***** RECORDED DATA

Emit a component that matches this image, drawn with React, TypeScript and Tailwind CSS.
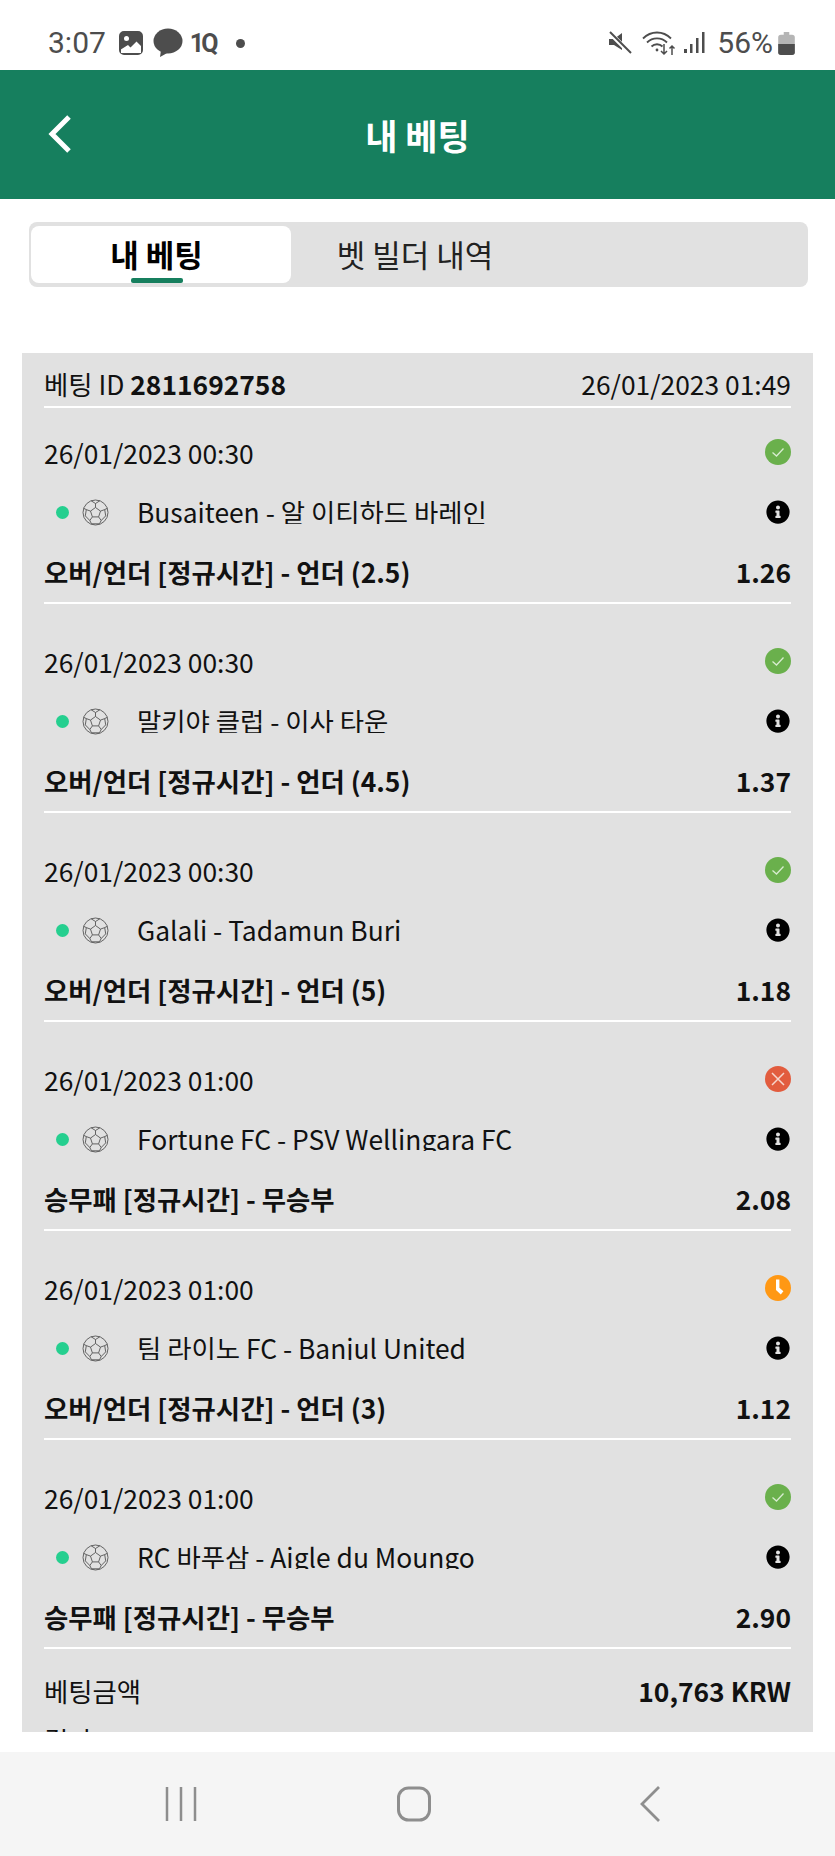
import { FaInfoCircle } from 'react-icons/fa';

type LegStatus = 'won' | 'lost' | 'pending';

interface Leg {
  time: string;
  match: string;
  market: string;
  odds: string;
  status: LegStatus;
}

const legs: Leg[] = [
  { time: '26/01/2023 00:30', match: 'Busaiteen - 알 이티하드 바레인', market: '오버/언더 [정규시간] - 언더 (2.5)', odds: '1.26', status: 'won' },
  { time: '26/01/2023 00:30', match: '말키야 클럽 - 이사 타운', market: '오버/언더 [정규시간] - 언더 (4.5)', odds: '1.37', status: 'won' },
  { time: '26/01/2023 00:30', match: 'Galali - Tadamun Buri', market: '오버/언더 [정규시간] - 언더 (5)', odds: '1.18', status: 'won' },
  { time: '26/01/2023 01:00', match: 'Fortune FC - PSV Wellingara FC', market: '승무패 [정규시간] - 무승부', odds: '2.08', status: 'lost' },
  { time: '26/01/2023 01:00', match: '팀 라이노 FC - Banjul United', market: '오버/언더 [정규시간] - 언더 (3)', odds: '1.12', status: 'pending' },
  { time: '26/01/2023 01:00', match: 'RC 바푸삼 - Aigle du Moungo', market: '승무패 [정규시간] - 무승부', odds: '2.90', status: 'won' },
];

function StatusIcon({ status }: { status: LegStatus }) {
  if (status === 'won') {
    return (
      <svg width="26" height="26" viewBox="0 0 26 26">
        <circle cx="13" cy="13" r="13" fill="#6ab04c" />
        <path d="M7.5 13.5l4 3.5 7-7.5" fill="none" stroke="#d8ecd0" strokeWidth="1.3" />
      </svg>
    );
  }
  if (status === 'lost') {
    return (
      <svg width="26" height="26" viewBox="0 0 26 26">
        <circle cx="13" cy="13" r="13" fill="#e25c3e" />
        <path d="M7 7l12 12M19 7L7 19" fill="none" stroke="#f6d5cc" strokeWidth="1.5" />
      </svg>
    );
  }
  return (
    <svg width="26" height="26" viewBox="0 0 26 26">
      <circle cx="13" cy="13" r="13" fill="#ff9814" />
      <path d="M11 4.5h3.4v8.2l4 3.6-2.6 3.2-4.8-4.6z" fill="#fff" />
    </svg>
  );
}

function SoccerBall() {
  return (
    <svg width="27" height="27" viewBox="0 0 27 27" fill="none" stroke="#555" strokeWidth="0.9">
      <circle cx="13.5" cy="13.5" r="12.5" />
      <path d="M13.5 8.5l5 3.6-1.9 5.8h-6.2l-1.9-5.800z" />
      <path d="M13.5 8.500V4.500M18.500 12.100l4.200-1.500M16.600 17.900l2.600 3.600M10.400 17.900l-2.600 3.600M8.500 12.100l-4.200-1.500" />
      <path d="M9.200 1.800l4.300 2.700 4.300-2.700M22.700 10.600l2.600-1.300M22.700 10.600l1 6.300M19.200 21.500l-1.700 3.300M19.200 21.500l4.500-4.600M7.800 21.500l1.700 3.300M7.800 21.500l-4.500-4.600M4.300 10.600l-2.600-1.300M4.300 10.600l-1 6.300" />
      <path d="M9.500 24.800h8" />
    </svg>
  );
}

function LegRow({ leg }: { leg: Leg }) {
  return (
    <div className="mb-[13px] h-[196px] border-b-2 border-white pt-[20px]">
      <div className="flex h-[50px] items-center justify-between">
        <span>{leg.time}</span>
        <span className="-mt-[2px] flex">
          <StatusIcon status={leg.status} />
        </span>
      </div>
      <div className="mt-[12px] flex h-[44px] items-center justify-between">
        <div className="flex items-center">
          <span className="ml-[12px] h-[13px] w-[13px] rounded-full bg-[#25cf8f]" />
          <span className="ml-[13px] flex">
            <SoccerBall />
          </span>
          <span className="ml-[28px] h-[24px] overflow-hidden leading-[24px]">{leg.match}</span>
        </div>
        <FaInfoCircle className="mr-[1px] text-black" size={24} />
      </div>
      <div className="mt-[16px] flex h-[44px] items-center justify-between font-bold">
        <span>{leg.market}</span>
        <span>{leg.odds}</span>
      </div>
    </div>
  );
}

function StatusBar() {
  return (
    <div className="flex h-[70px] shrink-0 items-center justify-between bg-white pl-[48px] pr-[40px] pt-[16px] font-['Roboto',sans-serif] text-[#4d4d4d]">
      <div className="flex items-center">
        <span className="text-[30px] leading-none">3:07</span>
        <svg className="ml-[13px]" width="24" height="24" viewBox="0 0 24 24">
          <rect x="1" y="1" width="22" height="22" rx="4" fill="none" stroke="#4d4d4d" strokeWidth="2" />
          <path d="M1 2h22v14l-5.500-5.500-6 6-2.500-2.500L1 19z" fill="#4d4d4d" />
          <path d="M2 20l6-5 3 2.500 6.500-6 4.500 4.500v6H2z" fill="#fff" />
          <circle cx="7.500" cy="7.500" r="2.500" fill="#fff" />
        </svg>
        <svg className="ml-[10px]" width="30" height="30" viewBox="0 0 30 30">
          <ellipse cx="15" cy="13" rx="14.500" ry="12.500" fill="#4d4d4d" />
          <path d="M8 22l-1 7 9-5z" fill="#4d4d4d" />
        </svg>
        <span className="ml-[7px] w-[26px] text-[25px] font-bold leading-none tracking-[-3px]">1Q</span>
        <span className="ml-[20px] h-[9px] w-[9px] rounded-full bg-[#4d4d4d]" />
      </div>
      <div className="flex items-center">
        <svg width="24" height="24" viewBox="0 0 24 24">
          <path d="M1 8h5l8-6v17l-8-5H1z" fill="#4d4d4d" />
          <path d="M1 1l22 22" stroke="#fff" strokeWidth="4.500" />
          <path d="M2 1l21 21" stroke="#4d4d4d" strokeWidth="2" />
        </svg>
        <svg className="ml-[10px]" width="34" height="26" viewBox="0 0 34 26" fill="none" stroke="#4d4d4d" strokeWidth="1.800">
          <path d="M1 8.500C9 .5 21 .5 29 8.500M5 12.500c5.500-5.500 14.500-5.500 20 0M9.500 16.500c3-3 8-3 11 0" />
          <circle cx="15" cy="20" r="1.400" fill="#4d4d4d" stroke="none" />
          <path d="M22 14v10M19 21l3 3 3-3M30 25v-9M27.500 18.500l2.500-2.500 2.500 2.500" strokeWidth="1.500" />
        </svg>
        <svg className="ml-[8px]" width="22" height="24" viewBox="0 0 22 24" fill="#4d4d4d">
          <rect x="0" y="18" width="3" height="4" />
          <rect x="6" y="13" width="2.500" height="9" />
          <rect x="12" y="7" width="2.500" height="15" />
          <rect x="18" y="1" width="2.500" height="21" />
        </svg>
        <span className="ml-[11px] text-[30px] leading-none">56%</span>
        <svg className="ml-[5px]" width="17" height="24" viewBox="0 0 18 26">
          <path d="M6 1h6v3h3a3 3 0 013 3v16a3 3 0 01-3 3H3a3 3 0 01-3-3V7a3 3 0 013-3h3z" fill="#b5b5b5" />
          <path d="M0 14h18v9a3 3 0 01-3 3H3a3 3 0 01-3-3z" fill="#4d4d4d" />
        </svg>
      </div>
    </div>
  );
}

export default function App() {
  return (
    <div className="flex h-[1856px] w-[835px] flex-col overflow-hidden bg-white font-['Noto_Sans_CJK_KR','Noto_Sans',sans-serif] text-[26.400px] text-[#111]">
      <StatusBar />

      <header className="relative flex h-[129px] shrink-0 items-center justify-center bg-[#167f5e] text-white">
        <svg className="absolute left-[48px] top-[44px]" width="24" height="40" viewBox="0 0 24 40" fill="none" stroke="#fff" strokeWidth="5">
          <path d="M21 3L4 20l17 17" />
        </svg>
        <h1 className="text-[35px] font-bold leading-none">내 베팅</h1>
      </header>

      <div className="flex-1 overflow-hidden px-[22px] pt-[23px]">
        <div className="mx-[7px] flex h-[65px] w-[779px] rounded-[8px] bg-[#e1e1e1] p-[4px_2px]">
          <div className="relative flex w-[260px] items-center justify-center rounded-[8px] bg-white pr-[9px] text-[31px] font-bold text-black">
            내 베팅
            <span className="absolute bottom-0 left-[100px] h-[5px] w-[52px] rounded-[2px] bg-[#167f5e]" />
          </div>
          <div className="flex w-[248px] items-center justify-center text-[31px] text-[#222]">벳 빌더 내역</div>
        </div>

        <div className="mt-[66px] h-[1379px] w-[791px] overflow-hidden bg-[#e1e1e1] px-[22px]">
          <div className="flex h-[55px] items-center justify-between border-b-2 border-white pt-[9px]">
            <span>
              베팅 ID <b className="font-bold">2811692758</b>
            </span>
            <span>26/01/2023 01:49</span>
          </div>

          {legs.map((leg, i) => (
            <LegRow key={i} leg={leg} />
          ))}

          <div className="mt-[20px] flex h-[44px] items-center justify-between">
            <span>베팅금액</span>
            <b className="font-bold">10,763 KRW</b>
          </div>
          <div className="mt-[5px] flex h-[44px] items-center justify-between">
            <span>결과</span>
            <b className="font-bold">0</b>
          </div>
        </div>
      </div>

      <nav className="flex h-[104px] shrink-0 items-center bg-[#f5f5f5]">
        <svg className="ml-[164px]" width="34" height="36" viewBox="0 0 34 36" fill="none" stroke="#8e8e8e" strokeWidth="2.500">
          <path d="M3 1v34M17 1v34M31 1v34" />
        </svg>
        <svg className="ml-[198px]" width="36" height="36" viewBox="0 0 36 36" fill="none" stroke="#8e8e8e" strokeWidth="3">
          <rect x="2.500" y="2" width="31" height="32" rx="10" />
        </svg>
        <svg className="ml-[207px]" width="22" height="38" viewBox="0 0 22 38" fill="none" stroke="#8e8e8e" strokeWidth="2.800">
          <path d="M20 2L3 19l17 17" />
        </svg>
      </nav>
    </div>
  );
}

**********

## [TASK GOAL]
Quote, exactly and only, the lines from the first line of the data above through the line containing "type LegStatus = 'won' | 'lost' | 'pending';". The pictures do not belong in it.

## [RESPONSE FOR THIS EXERCISE]
Emit a component that matches this image, drawn with React, TypeScript and Tailwind CSS.
import { FaInfoCircle } from 'react-icons/fa';

type LegStatus = 'won' | 'lost' | 'pending';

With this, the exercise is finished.